### Set problem
Count the lines below that include the word "this" and write that number alone.

# Start of Listed records

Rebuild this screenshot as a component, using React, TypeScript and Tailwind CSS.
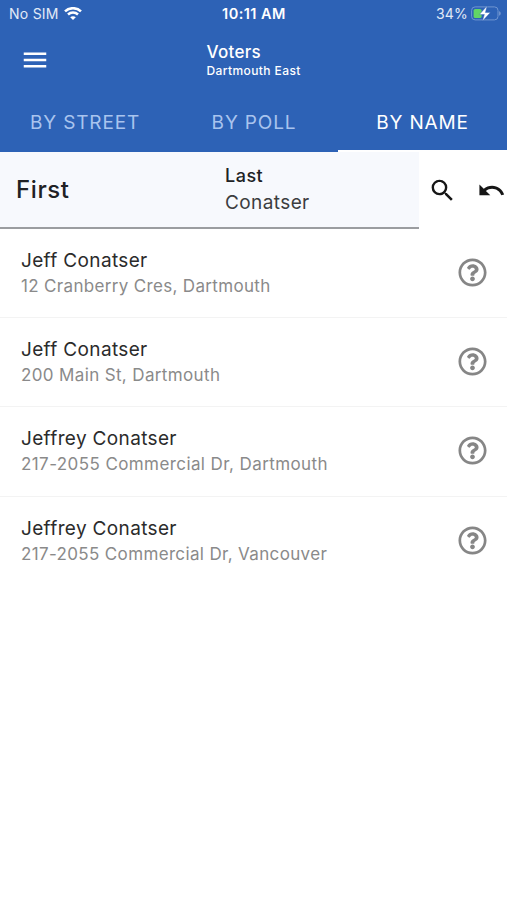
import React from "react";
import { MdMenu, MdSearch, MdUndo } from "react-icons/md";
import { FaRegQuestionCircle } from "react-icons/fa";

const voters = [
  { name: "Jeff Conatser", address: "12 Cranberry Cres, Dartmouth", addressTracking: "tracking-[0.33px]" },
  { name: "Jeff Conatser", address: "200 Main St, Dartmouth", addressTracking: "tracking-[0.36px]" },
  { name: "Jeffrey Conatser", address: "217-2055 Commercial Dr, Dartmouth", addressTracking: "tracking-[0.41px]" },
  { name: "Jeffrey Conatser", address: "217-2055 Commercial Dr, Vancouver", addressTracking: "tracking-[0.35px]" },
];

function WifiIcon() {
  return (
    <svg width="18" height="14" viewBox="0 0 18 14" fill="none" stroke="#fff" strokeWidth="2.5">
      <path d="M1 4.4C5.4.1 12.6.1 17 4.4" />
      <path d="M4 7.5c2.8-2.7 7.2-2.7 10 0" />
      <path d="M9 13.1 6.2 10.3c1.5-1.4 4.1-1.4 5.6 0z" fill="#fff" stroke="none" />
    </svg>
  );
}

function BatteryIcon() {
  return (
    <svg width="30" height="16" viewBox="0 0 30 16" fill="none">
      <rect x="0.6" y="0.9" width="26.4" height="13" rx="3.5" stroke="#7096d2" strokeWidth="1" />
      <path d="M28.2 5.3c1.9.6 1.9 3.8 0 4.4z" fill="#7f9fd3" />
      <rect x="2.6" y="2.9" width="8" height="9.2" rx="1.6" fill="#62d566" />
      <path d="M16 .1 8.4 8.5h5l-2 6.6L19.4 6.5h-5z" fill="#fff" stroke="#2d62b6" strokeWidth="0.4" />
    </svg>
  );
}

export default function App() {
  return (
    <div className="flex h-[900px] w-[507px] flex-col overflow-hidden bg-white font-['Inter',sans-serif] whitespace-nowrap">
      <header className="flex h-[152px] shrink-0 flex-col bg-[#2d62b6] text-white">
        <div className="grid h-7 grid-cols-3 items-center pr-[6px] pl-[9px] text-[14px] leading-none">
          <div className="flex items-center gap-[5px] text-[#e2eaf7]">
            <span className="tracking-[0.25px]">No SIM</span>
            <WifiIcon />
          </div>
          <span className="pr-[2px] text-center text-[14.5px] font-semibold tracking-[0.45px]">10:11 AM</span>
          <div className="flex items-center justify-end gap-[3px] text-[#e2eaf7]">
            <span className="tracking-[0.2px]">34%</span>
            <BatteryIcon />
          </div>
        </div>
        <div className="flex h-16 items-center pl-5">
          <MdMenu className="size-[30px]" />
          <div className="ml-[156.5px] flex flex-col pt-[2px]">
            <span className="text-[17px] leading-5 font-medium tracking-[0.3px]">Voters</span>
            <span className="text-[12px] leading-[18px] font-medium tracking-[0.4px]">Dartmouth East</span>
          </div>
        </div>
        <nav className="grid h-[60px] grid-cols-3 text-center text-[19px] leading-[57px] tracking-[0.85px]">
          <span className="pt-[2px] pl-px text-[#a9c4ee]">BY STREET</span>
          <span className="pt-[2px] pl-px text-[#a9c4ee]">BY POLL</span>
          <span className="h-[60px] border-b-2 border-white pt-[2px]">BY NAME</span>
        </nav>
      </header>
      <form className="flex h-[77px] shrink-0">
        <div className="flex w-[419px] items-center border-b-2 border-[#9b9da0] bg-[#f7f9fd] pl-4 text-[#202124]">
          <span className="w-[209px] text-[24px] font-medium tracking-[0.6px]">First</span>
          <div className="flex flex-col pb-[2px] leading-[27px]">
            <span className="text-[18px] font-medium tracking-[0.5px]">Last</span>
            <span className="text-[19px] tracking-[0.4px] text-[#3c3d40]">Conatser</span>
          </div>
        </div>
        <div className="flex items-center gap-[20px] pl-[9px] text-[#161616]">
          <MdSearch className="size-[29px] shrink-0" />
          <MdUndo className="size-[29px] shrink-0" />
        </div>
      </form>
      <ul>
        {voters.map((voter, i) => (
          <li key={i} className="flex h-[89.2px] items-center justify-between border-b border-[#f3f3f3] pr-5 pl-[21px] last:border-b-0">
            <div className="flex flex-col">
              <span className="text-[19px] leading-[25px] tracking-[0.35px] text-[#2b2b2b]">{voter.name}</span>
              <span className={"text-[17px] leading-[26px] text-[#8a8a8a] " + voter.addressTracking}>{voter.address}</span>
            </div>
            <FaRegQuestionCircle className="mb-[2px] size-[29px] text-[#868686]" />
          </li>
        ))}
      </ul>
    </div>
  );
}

# End of Listed records
# Start of Listed records

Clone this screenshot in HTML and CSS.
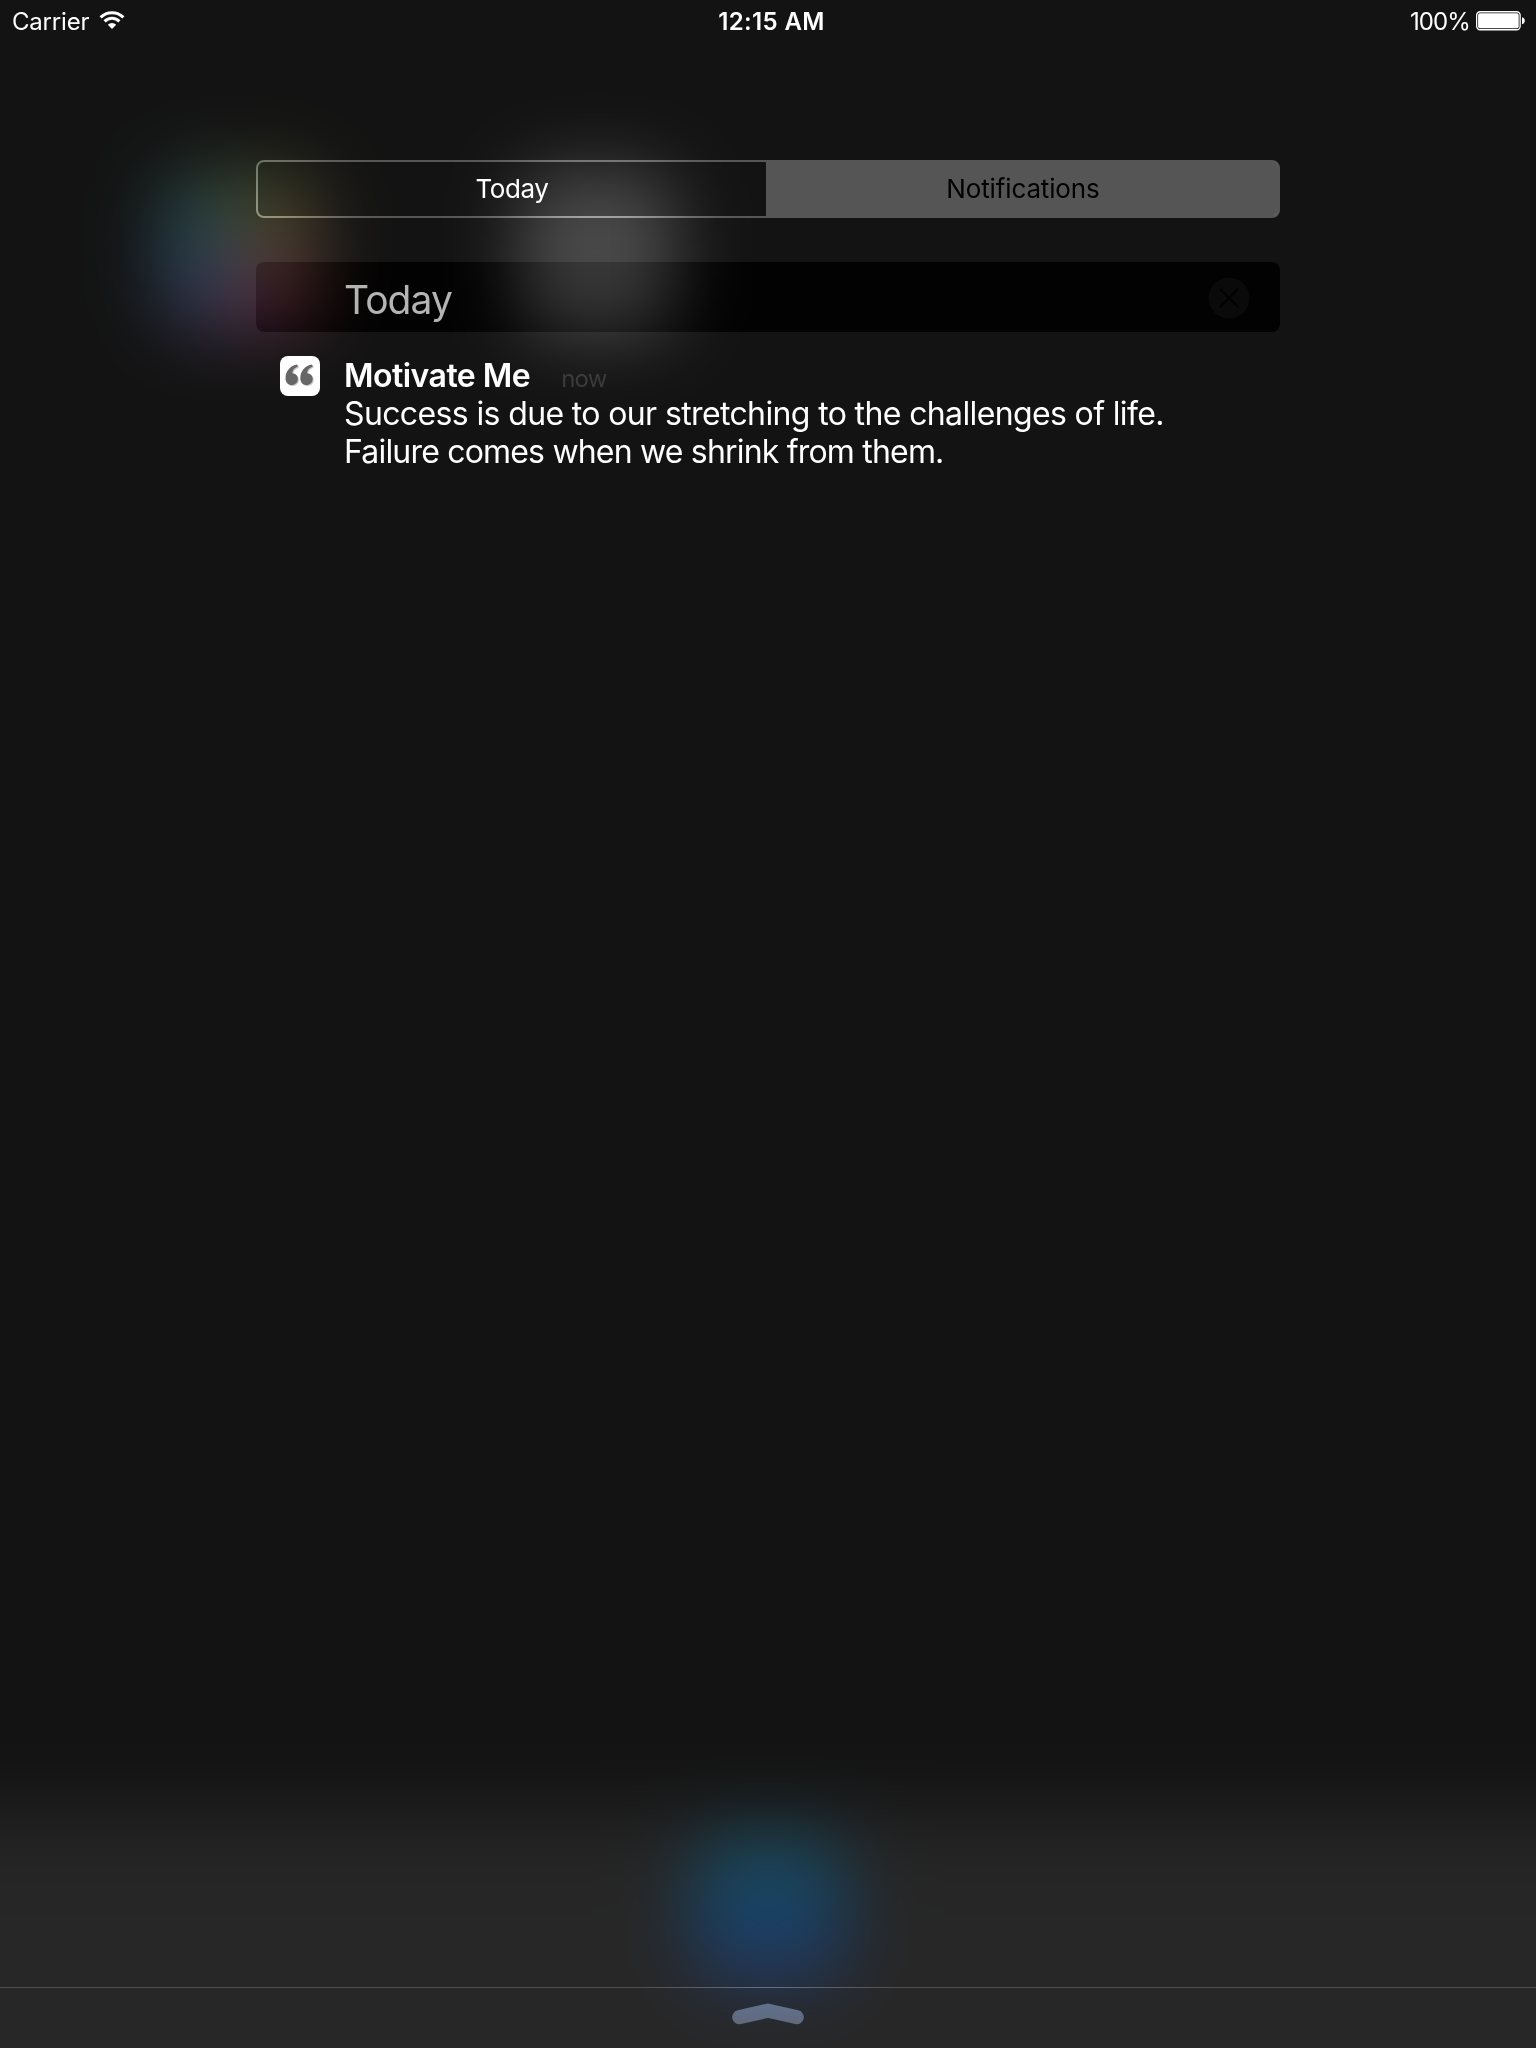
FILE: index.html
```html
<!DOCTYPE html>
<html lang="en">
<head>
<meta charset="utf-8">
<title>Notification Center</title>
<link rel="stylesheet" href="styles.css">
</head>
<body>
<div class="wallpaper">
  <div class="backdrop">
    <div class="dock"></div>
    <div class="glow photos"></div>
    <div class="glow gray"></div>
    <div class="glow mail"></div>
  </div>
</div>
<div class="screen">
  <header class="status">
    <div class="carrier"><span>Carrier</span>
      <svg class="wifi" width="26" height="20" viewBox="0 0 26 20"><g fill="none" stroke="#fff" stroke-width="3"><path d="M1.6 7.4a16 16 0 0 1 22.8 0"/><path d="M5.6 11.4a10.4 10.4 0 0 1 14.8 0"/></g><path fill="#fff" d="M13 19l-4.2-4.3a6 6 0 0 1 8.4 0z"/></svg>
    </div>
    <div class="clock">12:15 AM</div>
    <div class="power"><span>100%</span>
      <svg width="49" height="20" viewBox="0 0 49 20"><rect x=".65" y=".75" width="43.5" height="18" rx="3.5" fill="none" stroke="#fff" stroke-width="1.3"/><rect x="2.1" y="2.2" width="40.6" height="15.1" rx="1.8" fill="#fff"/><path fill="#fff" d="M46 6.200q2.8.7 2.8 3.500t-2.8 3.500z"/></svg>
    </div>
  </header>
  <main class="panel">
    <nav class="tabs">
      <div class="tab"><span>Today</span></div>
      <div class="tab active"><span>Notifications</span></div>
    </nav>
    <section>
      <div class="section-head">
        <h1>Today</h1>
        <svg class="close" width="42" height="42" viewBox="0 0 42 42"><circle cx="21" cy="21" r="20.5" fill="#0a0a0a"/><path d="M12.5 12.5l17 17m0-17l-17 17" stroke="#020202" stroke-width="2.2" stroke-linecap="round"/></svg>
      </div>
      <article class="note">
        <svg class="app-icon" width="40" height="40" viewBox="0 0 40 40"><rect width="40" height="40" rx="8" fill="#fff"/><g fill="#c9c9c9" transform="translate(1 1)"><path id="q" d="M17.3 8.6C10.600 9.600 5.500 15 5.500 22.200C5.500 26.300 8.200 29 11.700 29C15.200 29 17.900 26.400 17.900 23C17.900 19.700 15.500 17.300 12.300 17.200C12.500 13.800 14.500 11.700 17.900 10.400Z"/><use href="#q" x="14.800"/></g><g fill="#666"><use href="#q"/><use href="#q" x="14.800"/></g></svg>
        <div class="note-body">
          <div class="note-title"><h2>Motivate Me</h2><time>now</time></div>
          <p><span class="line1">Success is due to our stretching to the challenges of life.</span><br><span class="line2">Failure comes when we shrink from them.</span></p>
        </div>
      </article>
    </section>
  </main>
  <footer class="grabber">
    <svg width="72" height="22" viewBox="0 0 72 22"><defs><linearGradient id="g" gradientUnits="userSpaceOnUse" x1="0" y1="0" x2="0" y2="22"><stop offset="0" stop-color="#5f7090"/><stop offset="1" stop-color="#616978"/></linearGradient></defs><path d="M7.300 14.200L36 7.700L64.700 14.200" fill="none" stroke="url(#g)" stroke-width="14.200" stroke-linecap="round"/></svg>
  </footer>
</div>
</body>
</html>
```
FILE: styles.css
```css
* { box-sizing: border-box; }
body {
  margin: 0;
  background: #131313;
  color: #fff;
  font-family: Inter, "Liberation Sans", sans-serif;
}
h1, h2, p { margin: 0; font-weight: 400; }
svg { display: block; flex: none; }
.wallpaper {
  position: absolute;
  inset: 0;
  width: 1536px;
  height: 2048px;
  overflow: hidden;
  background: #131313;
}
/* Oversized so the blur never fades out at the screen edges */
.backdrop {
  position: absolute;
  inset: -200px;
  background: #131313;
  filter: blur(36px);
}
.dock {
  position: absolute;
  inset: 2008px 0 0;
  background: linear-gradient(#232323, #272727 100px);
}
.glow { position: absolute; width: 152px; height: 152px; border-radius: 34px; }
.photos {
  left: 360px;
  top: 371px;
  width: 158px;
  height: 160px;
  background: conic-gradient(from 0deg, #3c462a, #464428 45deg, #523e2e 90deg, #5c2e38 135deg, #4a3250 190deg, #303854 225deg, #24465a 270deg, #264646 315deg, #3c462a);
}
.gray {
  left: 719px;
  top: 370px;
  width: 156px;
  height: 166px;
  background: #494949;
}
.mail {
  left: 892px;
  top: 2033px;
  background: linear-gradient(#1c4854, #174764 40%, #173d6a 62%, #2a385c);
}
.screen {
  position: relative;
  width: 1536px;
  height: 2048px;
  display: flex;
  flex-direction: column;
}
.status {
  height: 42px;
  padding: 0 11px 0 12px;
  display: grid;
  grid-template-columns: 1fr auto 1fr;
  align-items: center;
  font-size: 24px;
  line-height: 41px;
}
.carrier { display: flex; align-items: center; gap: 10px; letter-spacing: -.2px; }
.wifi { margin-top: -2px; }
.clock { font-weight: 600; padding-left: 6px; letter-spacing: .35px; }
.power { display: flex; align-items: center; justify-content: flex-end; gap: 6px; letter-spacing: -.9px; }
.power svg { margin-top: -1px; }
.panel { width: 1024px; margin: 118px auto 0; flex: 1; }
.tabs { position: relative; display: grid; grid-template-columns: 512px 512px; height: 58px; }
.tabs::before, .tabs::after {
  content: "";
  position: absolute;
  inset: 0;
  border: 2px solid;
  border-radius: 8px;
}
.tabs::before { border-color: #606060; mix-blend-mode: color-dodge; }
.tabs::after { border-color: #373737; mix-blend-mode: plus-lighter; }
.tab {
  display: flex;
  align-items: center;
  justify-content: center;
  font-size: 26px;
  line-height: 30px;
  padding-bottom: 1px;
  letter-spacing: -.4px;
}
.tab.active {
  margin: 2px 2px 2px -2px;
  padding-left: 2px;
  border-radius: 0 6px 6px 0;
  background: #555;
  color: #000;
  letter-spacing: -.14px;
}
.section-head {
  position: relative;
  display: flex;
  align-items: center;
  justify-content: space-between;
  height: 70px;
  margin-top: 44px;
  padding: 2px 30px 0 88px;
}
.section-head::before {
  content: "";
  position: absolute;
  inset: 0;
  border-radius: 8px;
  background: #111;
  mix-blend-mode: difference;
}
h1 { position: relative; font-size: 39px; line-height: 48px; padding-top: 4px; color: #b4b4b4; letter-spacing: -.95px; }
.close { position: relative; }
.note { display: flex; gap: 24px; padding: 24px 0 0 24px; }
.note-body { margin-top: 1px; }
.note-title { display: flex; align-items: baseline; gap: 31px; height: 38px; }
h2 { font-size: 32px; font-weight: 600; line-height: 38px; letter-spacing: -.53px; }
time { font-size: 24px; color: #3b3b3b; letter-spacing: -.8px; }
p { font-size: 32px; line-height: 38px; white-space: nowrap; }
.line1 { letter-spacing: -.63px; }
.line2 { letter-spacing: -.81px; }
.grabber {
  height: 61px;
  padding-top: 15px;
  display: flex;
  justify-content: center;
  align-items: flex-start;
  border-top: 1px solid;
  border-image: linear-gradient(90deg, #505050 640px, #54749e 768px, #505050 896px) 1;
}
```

# End of Listed records

### Full output
2